[Start Data lines]
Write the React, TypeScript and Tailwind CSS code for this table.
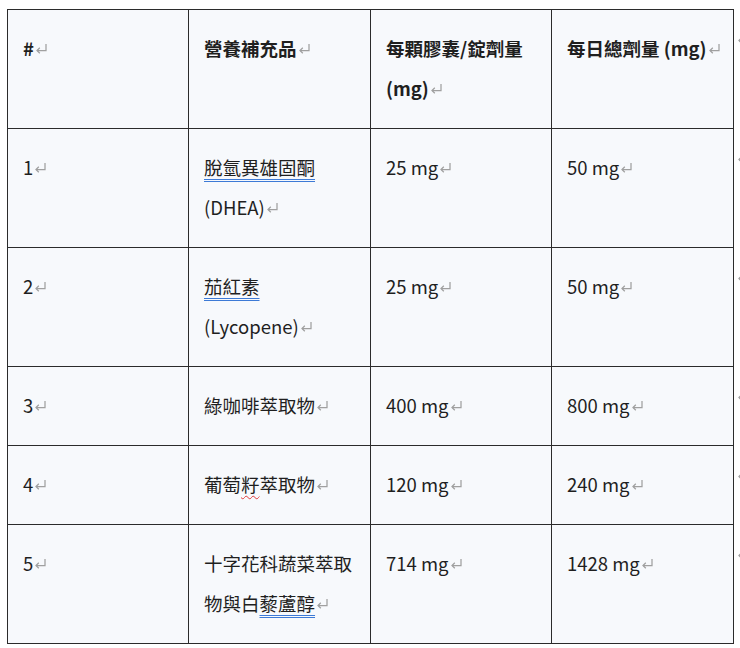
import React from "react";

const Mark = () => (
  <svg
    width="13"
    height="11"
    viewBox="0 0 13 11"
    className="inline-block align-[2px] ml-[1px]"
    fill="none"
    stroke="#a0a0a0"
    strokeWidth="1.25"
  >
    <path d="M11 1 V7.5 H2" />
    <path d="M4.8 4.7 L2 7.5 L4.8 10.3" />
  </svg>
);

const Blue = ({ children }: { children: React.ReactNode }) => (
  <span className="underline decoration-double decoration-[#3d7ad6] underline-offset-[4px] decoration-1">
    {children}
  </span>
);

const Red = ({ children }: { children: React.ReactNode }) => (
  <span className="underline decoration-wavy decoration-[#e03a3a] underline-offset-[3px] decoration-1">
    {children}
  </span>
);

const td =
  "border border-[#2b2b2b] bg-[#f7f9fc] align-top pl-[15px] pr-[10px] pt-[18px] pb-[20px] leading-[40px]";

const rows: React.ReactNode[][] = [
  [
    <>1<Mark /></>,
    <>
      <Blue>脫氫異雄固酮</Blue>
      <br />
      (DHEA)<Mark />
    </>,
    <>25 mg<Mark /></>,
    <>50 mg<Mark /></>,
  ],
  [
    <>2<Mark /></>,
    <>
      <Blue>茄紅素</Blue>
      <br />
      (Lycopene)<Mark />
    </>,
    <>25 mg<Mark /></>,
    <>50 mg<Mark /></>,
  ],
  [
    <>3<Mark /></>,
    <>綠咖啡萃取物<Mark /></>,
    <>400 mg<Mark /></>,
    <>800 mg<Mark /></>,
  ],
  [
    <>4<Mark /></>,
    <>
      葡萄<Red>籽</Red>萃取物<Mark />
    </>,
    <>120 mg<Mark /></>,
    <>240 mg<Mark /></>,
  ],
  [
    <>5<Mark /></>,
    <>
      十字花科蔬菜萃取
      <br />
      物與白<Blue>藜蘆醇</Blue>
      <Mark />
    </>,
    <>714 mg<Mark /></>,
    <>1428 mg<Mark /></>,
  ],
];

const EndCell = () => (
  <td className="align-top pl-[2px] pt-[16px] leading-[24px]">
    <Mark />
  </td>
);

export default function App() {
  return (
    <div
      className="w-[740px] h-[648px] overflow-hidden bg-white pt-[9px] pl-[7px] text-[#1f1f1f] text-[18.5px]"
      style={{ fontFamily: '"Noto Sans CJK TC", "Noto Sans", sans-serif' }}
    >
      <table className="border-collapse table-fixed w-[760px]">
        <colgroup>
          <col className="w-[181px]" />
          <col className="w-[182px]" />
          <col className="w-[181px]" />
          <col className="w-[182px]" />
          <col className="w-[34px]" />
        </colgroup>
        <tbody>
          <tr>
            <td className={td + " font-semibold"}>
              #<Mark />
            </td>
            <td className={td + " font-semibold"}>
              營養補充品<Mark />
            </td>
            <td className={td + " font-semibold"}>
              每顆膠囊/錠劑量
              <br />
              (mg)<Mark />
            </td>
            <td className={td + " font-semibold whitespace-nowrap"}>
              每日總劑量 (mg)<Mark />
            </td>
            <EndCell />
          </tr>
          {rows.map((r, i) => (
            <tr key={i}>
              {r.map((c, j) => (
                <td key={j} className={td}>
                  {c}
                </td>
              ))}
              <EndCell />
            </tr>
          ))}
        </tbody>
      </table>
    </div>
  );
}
[End Data lines]
• [Directions for this task] Return, unchanged, the lines from the first line of the material through the line that holds "import React from", inclusive, omitting pictures.

• [Task answer]
Write the React, TypeScript and Tailwind CSS code for this table.
import React from "react";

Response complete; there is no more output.